Exercise directions: Return each line of the listing below, unchanged, and omit the images.

** Start **

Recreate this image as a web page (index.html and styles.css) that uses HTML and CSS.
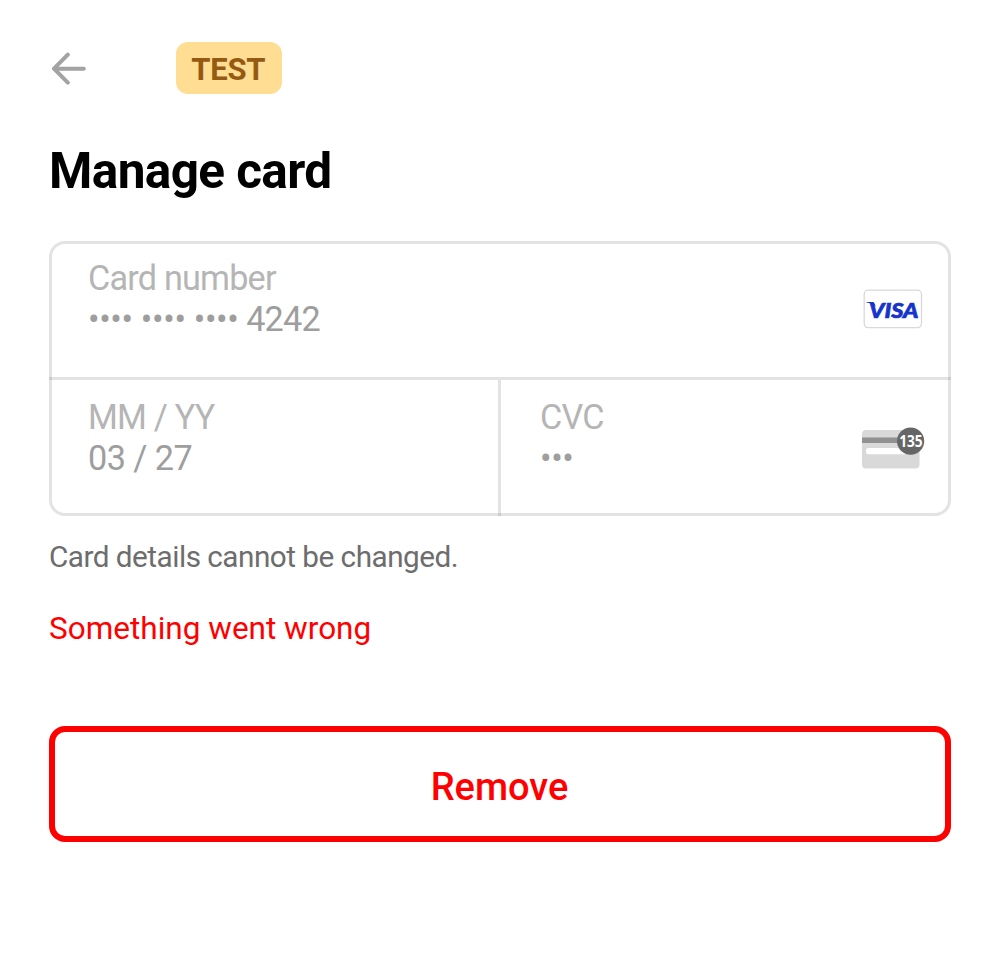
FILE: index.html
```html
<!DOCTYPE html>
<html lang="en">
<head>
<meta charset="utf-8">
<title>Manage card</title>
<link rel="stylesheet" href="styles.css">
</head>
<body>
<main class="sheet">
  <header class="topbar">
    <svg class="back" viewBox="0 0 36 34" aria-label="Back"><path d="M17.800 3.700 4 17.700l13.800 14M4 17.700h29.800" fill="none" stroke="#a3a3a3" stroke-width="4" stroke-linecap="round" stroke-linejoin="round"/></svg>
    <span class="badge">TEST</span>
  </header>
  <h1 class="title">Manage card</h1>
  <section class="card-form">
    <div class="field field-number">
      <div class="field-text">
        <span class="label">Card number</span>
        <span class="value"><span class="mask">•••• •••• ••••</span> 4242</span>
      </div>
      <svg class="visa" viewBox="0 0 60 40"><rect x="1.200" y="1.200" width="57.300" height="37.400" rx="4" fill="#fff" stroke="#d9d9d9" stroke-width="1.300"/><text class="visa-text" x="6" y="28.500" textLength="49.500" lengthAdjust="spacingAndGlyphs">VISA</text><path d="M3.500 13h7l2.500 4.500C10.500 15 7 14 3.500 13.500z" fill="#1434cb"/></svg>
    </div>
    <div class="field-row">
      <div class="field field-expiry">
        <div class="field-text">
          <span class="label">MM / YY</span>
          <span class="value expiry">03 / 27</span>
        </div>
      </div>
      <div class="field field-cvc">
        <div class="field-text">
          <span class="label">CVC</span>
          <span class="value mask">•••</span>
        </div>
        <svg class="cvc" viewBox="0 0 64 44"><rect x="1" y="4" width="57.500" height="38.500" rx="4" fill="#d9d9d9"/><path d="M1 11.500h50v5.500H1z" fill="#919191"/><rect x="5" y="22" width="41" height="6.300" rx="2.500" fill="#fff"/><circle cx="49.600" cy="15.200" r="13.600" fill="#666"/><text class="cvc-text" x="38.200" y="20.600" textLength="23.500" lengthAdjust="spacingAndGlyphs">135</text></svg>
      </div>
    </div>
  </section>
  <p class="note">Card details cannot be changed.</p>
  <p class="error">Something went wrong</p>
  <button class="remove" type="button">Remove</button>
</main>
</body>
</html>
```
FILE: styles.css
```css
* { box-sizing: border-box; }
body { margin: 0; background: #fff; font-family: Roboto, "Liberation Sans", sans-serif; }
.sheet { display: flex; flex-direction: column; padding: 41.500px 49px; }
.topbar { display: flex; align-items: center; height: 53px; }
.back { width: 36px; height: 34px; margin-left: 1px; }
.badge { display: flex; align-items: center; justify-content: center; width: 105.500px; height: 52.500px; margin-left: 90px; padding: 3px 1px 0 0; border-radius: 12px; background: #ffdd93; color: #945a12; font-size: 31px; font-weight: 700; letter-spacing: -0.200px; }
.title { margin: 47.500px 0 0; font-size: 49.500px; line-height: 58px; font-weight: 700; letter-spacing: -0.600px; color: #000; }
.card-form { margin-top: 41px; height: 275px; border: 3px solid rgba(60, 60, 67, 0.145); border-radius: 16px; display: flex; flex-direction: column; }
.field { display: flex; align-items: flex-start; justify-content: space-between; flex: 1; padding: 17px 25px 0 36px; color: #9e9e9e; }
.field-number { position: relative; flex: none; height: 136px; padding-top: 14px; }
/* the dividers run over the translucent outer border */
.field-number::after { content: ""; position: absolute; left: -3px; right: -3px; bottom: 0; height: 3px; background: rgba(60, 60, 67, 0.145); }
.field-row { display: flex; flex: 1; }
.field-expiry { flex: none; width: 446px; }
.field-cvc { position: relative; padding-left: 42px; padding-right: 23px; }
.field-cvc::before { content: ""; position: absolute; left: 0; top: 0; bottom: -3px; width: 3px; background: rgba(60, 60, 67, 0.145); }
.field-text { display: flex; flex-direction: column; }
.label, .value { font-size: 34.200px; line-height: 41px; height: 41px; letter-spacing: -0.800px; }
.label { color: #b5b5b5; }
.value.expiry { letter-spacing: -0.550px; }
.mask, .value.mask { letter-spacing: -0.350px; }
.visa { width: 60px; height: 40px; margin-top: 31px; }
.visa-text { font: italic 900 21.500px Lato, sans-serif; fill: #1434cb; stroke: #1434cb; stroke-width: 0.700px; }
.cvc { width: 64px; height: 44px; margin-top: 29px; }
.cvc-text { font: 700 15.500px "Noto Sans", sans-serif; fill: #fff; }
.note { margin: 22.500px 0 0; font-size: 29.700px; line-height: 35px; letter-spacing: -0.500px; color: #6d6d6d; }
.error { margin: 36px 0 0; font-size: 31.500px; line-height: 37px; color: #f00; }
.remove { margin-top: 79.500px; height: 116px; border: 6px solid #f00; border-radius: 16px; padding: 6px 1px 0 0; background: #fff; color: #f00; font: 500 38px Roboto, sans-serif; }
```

** End **

Output below:
Recreate this image as a web page (index.html and styles.css) that uses HTML and CSS.
FILE: index.html
```html
<!DOCTYPE html>
<html lang="en">
<head>
<meta charset="utf-8">
<title>Manage card</title>
<link rel="stylesheet" href="styles.css">
</head>
<body>
<main class="sheet">
  <header class="topbar">
    <svg class="back" viewBox="0 0 36 34" aria-label="Back"><path d="M17.800 3.700 4 17.700l13.800 14M4 17.700h29.800" fill="none" stroke="#a3a3a3" stroke-width="4" stroke-linecap="round" stroke-linejoin="round"/></svg>
    <span class="badge">TEST</span>
  </header>
  <h1 class="title">Manage card</h1>
  <section class="card-form">
    <div class="field field-number">
      <div class="field-text">
        <span class="label">Card number</span>
        <span class="value"><span class="mask">•••• •••• ••••</span> 4242</span>
      </div>
      <svg class="visa" viewBox="0 0 60 40"><rect x="1.200" y="1.200" width="57.300" height="37.400" rx="4" fill="#fff" stroke="#d9d9d9" stroke-width="1.300"/><text class="visa-text" x="6" y="28.500" textLength="49.500" lengthAdjust="spacingAndGlyphs">VISA</text><path d="M3.500 13h7l2.500 4.500C10.500 15 7 14 3.500 13.500z" fill="#1434cb"/></svg>
    </div>
    <div class="field-row">
      <div class="field field-expiry">
        <div class="field-text">
          <span class="label">MM / YY</span>
          <span class="value expiry">03 / 27</span>
        </div>
      </div>
      <div class="field field-cvc">
        <div class="field-text">
          <span class="label">CVC</span>
          <span class="value mask">•••</span>
        </div>
        <svg class="cvc" viewBox="0 0 64 44"><rect x="1" y="4" width="57.500" height="38.500" rx="4" fill="#d9d9d9"/><path d="M1 11.500h50v5.500H1z" fill="#919191"/><rect x="5" y="22" width="41" height="6.300" rx="2.500" fill="#fff"/><circle cx="49.600" cy="15.200" r="13.600" fill="#666"/><text class="cvc-text" x="38.200" y="20.600" textLength="23.500" lengthAdjust="spacingAndGlyphs">135</text></svg>
      </div>
    </div>
  </section>
  <p class="note">Card details cannot be changed.</p>
  <p class="error">Something went wrong</p>
  <button class="remove" type="button">Remove</button>
</main>
</body>
</html>
```
FILE: styles.css
```css
* { box-sizing: border-box; }
body { margin: 0; background: #fff; font-family: Roboto, "Liberation Sans", sans-serif; }
.sheet { display: flex; flex-direction: column; padding: 41.500px 49px; }
.topbar { display: flex; align-items: center; height: 53px; }
.back { width: 36px; height: 34px; margin-left: 1px; }
.badge { display: flex; align-items: center; justify-content: center; width: 105.500px; height: 52.500px; margin-left: 90px; padding: 3px 1px 0 0; border-radius: 12px; background: #ffdd93; color: #945a12; font-size: 31px; font-weight: 700; letter-spacing: -0.200px; }
.title { margin: 47.500px 0 0; font-size: 49.500px; line-height: 58px; font-weight: 700; letter-spacing: -0.600px; color: #000; }
.card-form { margin-top: 41px; height: 275px; border: 3px solid rgba(60, 60, 67, 0.145); border-radius: 16px; display: flex; flex-direction: column; }
.field { display: flex; align-items: flex-start; justify-content: space-between; flex: 1; padding: 17px 25px 0 36px; color: #9e9e9e; }
.field-number { position: relative; flex: none; height: 136px; padding-top: 14px; }
/* the dividers run over the translucent outer border */
.field-number::after { content: ""; position: absolute; left: -3px; right: -3px; bottom: 0; height: 3px; background: rgba(60, 60, 67, 0.145); }
.field-row { display: flex; flex: 1; }
.field-expiry { flex: none; width: 446px; }
.field-cvc { position: relative; padding-left: 42px; padding-right: 23px; }
.field-cvc::before { content: ""; position: absolute; left: 0; top: 0; bottom: -3px; width: 3px; background: rgba(60, 60, 67, 0.145); }
.field-text { display: flex; flex-direction: column; }
.label, .value { font-size: 34.200px; line-height: 41px; height: 41px; letter-spacing: -0.800px; }
.label { color: #b5b5b5; }
.value.expiry { letter-spacing: -0.550px; }
.mask, .value.mask { letter-spacing: -0.350px; }
.visa { width: 60px; height: 40px; margin-top: 31px; }
.visa-text { font: italic 900 21.500px Lato, sans-serif; fill: #1434cb; stroke: #1434cb; stroke-width: 0.700px; }
.cvc { width: 64px; height: 44px; margin-top: 29px; }
.cvc-text { font: 700 15.500px "Noto Sans", sans-serif; fill: #fff; }
.note { margin: 22.500px 0 0; font-size: 29.700px; line-height: 35px; letter-spacing: -0.500px; color: #6d6d6d; }
.error { margin: 36px 0 0; font-size: 31.500px; line-height: 37px; color: #f00; }
.remove { margin-top: 79.500px; height: 116px; border: 6px solid #f00; border-radius: 16px; padding: 6px 1px 0 0; background: #fff; color: #f00; font: 500 38px Roboto, sans-serif; }
```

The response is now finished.